Her students were excited for her, and so were her colleagues - including Gowdy's mother, Jody, who works at EHT's Miller School with Hunt.

"And that's the second photo contest I've won with a picture of Chuck," said Hunt, who was on her way to take nature pictures one day earlier this week. That first winning photo got noticed, too - the contest was run by an insurance company, "and the picture ended up on a billboard in Camden County," Hunt said.

Elizabeth DeJesus, a nurse from Mays Landing, won the January spot in the Sea Grant’s calendar with her shot of a winter sunset on the Ocean City Boardwalk — a Boardwalk that’s almost empty, except for all the dramatic, golden rays from a sinking sun.

DeJesus works as a nurse in Philadelphia. But when she went looking for a new home a few years ago, it wasn’t to get closer to where she makes her living — it was to put herself where prefers to do her living.

“I moved to Mays Landing about three years ago, just to be closer to the beach and shore,” she said. “I take my family there. I spend as much time there as I can.”

Gerrie Cali, who retired to Brigantine about nine years ago, likes to walk on her local beach, and take her camera with her when she does. But the first photo contest she ever entered was for this calendar — and she won.

“I was absolutely surprised,” she admitted.

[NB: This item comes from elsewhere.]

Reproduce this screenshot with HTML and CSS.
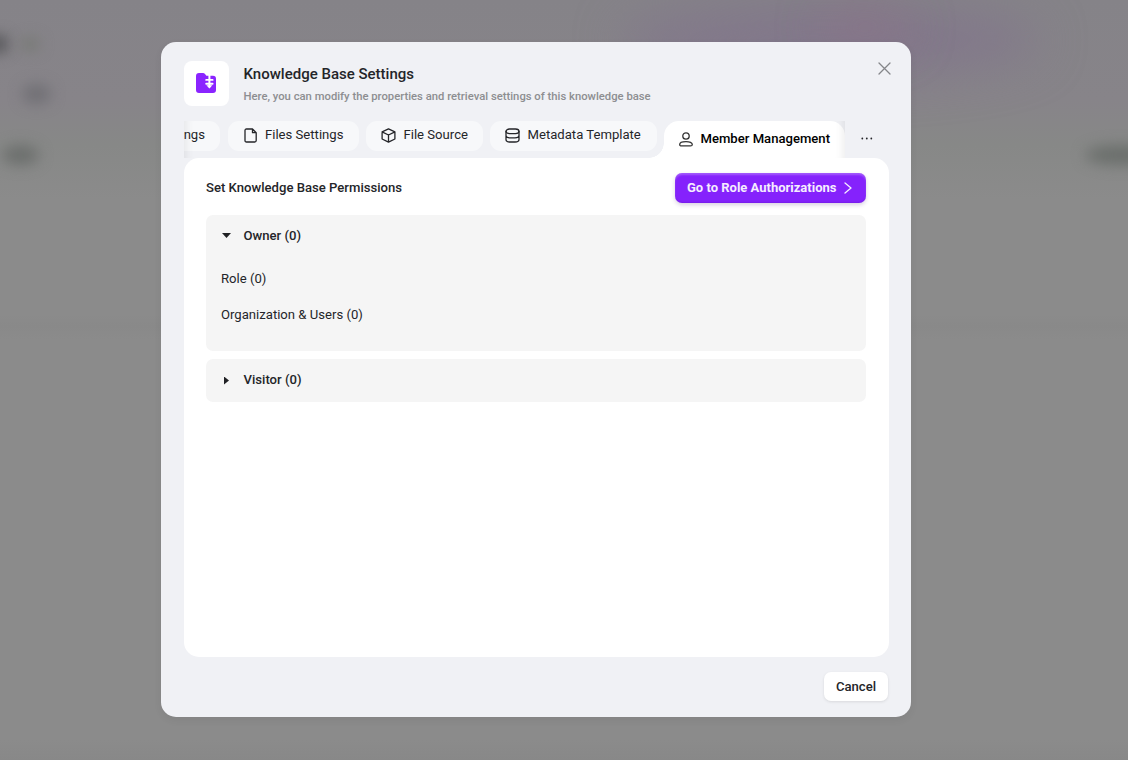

Her shot is for next April — the Sea Grant’s calendar started in June and runs through May 2014 — and it features a Jet Ski rider literally flying over a wave in the surf near Cali’s home.

“I have no clue who he was — it was just random,” she said of her prize-winning action shot. “I just happened to be on the beach and he was using his Jet Ski. ... I thought I’d give it a shot.”

A thousand or so people gave beach scenes a shot — and a dozen of the best ended up in this calendar. For all you beach bums out there, that might be a good thing to have around when summer isn’t anymore.